Each line that includes the word "page" counts once; give the total and nothing more.

Records from a data collection:
━━━━

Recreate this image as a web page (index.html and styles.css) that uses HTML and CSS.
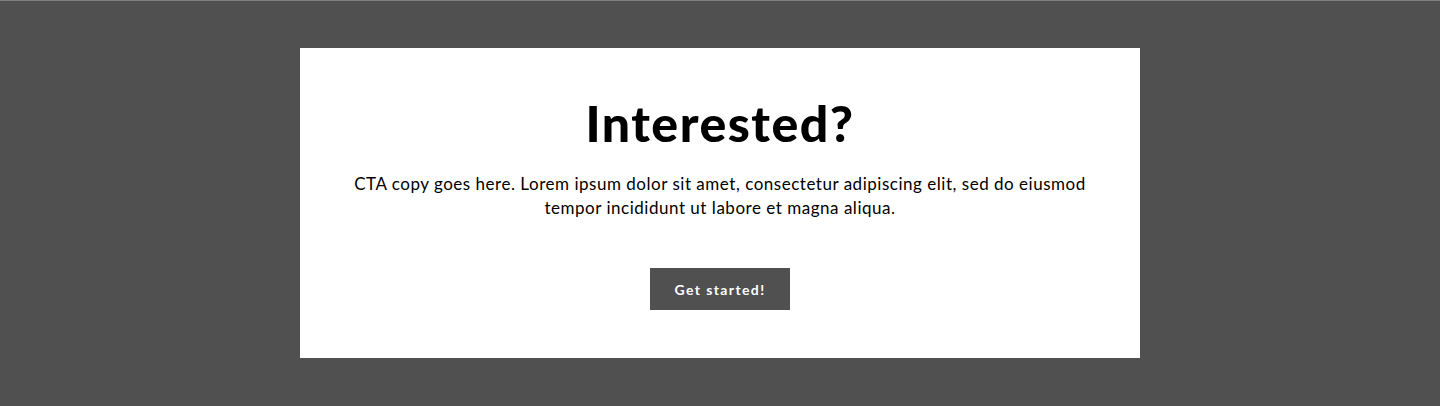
FILE: index.html
```html
<!DOCTYPE html>
<html lang="en">
<head>
<meta charset="utf-8">
<title>Interested?</title>
<link rel="stylesheet" href="styles.css">
</head>
<body>
<main class="page">
  <section class="cta">
    <h1 class="cta-title">Interested?</h1>
    <p class="cta-copy">CTA copy goes here. Lorem ipsum dolor sit amet, consectetur adipiscing elit, sed do eiusmod tempor incididunt ut labore et magna aliqua.</p>
    <a class="cta-button" href="#">Get started!</a>
  </section>
</main>
</body>
</html>
```

FILE: styles.css
```css
html, body {
  margin: 0;
  padding: 0;
}
body {
  background: #505050;
  border-top: 1px solid #7e7e7e;
  height: 405px;
  font-family: "Lato", "Noto Sans", sans-serif;
  color: #000;
}
.page {
  display: flex;
  justify-content: center;
  padding-top: 47px;
}
.cta {
  width: 840px;
  height: 310px;
  box-sizing: border-box;
  background: #fff;
  display: flex;
  flex-direction: column;
  align-items: center;
  padding: 35px 40px 0;
}
.cta-title {
  margin: 0;
  font-size: 50px;
  font-weight: 900;
  line-height: 80px;
  letter-spacing: 1.5px;
}
.cta-copy {
  margin: 9px 0 0;
  font-size: 17px;
  line-height: 24px;
  text-align: center;
  letter-spacing: 0.52px;
}
.cta-button {
  margin-top: 48px;
  width: 140px;
  height: 42px;
  display: flex;
  align-items: center;
  justify-content: center;
  background: #505050;
  color: #fff;
  text-decoration: none;
  font-size: 14px;
  font-weight: 700;
  letter-spacing: 1.4px;
}
```
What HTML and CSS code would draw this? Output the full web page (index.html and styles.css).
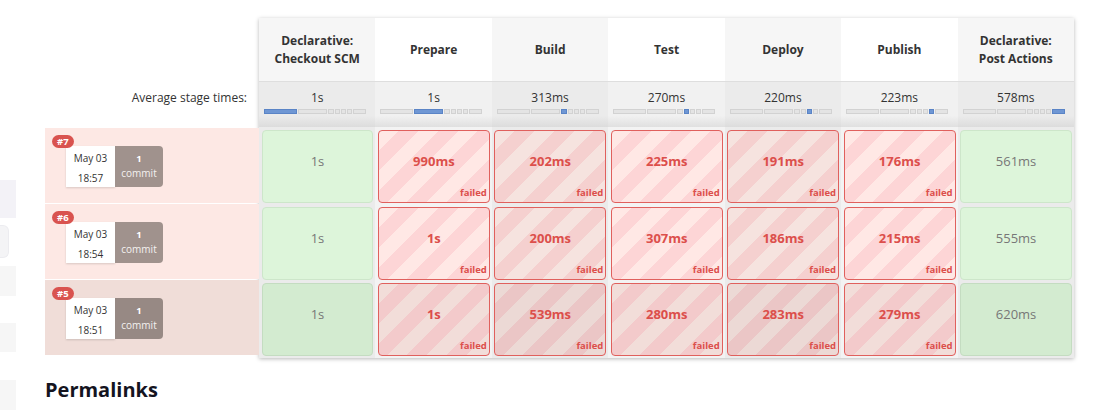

━━━━

RESULT OF THIS EXERCISE:
4